(Code that builds pages)

START

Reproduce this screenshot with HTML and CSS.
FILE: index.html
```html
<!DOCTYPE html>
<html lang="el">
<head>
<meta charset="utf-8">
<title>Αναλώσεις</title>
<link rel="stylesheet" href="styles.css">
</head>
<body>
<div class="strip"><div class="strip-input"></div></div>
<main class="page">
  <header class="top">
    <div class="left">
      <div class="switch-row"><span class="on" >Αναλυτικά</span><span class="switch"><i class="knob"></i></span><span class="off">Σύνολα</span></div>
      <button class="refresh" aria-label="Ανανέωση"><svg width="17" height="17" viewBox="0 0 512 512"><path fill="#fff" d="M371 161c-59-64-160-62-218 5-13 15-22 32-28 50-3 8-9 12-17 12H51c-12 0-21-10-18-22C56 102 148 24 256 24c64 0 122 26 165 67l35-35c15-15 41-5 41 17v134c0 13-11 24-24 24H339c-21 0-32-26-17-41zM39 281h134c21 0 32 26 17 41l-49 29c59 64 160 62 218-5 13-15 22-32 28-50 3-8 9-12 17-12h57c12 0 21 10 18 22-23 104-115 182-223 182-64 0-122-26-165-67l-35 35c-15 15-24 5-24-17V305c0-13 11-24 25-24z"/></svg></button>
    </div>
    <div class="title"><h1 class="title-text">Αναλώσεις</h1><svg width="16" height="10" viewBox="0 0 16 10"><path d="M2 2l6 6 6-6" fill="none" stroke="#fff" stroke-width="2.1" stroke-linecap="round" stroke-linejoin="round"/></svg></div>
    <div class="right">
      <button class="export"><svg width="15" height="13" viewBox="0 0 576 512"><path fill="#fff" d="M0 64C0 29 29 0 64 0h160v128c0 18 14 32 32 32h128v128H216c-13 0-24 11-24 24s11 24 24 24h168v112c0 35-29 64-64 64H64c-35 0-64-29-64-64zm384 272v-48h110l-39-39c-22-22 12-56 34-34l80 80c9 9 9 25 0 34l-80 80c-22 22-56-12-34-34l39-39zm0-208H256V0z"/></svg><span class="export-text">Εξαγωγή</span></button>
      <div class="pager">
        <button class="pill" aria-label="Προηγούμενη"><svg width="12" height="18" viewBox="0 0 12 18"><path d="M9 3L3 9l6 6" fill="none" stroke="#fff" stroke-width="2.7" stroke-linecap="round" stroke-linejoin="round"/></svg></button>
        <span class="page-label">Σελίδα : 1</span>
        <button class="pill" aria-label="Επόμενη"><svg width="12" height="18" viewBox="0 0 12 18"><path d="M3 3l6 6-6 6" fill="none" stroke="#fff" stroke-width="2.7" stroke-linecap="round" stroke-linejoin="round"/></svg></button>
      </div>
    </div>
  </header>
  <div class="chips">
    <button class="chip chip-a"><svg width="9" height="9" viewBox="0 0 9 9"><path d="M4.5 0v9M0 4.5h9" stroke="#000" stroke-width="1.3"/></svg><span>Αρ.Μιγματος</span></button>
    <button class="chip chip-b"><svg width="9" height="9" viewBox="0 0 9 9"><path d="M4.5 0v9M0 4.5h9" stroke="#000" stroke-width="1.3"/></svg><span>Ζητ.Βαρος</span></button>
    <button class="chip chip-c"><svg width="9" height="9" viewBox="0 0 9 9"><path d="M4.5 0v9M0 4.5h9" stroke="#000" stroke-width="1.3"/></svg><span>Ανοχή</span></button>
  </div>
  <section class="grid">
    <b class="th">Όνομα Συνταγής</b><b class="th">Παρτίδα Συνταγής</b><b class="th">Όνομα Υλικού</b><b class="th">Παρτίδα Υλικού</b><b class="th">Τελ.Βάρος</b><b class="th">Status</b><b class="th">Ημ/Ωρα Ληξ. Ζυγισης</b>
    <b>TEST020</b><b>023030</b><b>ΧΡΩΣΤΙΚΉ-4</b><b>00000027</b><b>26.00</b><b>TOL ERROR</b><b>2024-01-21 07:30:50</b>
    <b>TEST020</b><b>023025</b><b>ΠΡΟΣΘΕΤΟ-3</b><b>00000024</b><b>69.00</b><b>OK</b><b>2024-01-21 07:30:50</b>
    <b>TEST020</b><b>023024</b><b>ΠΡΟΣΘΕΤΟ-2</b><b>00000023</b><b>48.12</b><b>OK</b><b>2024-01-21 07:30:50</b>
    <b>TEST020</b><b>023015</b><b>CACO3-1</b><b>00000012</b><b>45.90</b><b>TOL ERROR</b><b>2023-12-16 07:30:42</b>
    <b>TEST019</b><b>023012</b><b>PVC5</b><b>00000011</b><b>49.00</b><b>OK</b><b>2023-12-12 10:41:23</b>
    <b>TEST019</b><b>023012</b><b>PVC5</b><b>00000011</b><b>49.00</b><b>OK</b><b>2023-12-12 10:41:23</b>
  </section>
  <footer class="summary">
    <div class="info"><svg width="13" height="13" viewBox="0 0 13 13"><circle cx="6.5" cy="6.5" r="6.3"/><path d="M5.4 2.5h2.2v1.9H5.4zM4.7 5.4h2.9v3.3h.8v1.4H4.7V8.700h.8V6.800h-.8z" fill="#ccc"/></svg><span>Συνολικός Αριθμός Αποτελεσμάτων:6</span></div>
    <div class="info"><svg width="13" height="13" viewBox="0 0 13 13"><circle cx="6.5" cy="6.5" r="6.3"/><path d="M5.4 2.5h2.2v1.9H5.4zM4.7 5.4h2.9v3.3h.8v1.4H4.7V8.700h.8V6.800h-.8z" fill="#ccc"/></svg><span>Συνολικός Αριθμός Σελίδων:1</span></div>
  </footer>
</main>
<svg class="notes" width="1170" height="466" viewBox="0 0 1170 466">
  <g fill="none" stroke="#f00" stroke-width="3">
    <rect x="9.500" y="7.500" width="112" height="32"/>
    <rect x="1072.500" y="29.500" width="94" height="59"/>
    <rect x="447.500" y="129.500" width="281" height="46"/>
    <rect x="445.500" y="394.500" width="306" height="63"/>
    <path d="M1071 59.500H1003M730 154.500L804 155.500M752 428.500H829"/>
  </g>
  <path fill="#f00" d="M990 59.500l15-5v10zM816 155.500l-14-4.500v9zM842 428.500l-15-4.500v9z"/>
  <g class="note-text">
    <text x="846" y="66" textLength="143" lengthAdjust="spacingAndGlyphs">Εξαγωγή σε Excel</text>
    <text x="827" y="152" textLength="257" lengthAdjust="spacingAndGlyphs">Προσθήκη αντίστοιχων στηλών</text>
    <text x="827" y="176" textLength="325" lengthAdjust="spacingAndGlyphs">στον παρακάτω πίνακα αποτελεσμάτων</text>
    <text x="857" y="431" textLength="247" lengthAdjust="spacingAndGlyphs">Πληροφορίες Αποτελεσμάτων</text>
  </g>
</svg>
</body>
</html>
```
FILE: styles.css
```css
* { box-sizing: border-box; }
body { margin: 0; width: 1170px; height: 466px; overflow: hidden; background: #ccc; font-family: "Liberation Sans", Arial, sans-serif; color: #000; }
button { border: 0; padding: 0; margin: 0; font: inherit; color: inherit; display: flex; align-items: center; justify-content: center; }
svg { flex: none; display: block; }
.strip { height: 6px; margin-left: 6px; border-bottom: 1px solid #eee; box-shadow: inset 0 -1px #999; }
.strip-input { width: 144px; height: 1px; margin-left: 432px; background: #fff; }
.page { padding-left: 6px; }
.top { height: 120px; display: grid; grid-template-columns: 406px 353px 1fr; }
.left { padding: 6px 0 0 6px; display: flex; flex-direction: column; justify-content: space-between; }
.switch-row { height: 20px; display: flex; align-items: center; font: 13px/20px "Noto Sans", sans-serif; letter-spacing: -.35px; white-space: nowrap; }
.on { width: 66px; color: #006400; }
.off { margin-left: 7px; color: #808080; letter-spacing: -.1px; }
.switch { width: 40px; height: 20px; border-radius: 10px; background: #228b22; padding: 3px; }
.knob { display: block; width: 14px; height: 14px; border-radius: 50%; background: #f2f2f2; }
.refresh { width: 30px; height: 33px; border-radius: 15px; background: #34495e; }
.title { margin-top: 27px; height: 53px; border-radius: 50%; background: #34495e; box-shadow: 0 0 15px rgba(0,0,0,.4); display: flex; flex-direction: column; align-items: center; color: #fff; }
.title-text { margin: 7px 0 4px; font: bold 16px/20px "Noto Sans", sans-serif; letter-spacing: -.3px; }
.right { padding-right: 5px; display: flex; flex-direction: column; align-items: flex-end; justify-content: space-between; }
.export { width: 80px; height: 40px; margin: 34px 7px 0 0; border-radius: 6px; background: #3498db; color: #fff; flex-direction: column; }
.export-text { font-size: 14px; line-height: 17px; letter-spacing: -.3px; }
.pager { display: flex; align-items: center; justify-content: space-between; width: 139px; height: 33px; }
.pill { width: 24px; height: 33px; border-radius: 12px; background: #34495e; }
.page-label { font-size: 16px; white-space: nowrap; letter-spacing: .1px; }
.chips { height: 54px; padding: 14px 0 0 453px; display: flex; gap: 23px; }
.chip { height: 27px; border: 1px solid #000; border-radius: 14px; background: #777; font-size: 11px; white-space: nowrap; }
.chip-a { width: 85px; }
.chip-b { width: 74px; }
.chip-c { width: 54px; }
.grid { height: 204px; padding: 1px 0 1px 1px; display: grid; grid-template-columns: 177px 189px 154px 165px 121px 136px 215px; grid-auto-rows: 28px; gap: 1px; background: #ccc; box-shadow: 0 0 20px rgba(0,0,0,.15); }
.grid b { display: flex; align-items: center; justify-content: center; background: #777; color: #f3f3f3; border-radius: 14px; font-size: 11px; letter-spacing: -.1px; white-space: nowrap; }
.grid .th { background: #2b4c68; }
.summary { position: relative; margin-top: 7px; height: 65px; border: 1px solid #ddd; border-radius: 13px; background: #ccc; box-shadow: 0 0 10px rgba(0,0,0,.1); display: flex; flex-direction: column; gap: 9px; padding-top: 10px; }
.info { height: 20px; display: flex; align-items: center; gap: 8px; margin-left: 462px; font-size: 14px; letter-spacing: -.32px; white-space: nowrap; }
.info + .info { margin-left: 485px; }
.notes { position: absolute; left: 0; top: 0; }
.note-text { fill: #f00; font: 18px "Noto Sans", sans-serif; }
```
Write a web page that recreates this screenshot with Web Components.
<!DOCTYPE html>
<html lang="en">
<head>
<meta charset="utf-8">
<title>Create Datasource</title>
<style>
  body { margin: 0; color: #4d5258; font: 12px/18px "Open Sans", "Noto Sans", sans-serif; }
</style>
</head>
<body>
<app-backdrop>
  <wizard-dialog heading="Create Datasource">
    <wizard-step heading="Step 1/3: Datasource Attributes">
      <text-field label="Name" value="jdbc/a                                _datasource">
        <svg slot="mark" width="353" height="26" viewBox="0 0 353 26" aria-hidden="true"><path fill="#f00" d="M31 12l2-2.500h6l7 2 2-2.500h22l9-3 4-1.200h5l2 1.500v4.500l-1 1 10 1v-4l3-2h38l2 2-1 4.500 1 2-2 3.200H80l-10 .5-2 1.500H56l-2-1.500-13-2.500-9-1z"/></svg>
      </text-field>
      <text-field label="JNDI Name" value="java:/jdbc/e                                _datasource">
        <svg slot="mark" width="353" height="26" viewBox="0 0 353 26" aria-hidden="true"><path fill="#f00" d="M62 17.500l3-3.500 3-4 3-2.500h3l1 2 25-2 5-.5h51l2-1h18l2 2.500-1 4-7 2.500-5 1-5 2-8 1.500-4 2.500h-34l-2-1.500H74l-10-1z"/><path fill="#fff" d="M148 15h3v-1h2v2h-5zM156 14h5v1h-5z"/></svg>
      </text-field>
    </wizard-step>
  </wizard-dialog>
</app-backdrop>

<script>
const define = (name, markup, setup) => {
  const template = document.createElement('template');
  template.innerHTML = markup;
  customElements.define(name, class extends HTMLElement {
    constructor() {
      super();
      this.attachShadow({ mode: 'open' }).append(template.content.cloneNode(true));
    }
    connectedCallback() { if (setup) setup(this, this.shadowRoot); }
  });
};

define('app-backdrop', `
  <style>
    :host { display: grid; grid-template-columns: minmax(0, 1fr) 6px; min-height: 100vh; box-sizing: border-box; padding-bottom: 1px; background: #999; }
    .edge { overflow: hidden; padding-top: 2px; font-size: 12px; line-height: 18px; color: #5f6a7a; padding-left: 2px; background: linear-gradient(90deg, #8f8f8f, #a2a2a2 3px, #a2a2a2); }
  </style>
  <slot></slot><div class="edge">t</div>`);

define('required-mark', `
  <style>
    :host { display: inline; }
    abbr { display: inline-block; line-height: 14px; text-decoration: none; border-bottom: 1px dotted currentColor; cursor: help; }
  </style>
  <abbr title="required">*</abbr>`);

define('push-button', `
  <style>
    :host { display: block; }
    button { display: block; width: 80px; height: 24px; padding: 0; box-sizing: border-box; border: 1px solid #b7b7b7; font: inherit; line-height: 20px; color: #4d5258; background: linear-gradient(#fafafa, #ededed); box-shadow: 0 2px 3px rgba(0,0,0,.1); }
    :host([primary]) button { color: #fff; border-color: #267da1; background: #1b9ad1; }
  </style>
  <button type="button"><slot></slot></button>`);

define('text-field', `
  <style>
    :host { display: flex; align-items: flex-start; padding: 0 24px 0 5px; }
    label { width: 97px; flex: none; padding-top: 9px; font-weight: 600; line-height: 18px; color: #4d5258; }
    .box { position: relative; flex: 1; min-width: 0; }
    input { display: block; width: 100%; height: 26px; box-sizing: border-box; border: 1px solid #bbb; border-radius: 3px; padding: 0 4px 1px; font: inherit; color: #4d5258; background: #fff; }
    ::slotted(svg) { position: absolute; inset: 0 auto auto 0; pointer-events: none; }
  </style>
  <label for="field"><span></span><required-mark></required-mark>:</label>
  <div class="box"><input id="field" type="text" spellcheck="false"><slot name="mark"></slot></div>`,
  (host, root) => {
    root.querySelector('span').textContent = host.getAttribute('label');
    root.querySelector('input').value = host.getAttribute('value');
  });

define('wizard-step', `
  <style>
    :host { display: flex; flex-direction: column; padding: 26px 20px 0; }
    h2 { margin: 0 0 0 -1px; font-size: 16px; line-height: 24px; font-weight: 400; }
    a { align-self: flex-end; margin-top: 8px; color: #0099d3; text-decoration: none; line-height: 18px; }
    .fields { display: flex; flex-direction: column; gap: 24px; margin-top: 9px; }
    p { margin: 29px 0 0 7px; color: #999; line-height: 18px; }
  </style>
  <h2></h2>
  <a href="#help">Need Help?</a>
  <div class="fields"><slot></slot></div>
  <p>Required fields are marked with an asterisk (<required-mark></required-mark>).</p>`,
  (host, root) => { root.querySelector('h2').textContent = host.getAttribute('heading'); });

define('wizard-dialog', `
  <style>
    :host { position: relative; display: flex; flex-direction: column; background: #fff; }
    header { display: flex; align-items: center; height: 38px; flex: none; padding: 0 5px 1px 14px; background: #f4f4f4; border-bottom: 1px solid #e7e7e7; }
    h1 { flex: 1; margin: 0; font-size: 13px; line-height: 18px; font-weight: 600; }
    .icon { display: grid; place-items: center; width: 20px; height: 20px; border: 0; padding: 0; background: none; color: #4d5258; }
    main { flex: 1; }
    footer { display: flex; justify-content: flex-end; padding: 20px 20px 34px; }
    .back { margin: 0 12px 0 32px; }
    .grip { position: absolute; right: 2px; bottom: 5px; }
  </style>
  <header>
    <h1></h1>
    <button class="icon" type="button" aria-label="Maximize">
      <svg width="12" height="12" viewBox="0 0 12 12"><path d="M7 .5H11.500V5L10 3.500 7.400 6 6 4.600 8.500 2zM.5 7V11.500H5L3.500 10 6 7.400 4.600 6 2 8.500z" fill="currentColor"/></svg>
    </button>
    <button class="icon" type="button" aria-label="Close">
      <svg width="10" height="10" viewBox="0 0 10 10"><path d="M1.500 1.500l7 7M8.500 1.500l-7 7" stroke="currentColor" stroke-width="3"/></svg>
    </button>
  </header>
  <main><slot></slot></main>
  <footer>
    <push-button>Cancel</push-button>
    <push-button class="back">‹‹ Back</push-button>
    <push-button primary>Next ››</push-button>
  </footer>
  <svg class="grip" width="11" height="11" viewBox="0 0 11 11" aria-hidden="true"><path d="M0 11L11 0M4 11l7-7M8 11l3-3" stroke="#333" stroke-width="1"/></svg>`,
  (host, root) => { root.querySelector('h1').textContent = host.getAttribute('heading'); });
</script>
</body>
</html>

END

### EXERCISE BRIEF
Look back at the entries above. Retype the line with "Write a web", the line with "</app-backdrop>", and all lines in between.

### ANSWER TO THIS TASK
Write a web page that recreates this screenshot with Web Components.
<!DOCTYPE html>
<html lang="en">
<head>
<meta charset="utf-8">
<title>Create Datasource</title>
<style>
  body { margin: 0; color: #4d5258; font: 12px/18px "Open Sans", "Noto Sans", sans-serif; }
</style>
</head>
<body>
<app-backdrop>
  <wizard-dialog heading="Create Datasource">
    <wizard-step heading="Step 1/3: Datasource Attributes">
      <text-field label="Name" value="jdbc/a                                _datasource">
        <svg slot="mark" width="353" height="26" viewBox="0 0 353 26" aria-hidden="true"><path fill="#f00" d="M31 12l2-2.500h6l7 2 2-2.500h22l9-3 4-1.200h5l2 1.500v4.500l-1 1 10 1v-4l3-2h38l2 2-1 4.500 1 2-2 3.200H80l-10 .5-2 1.500H56l-2-1.500-13-2.500-9-1z"/></svg>
      </text-field>
      <text-field label="JNDI Name" value="java:/jdbc/e                                _datasource">
        <svg slot="mark" width="353" height="26" viewBox="0 0 353 26" aria-hidden="true"><path fill="#f00" d="M62 17.500l3-3.500 3-4 3-2.500h3l1 2 25-2 5-.5h51l2-1h18l2 2.500-1 4-7 2.500-5 1-5 2-8 1.500-4 2.500h-34l-2-1.500H74l-10-1z"/><path fill="#fff" d="M148 15h3v-1h2v2h-5zM156 14h5v1h-5z"/></svg>
      </text-field>
    </wizard-step>
  </wizard-dialog>
</app-backdrop>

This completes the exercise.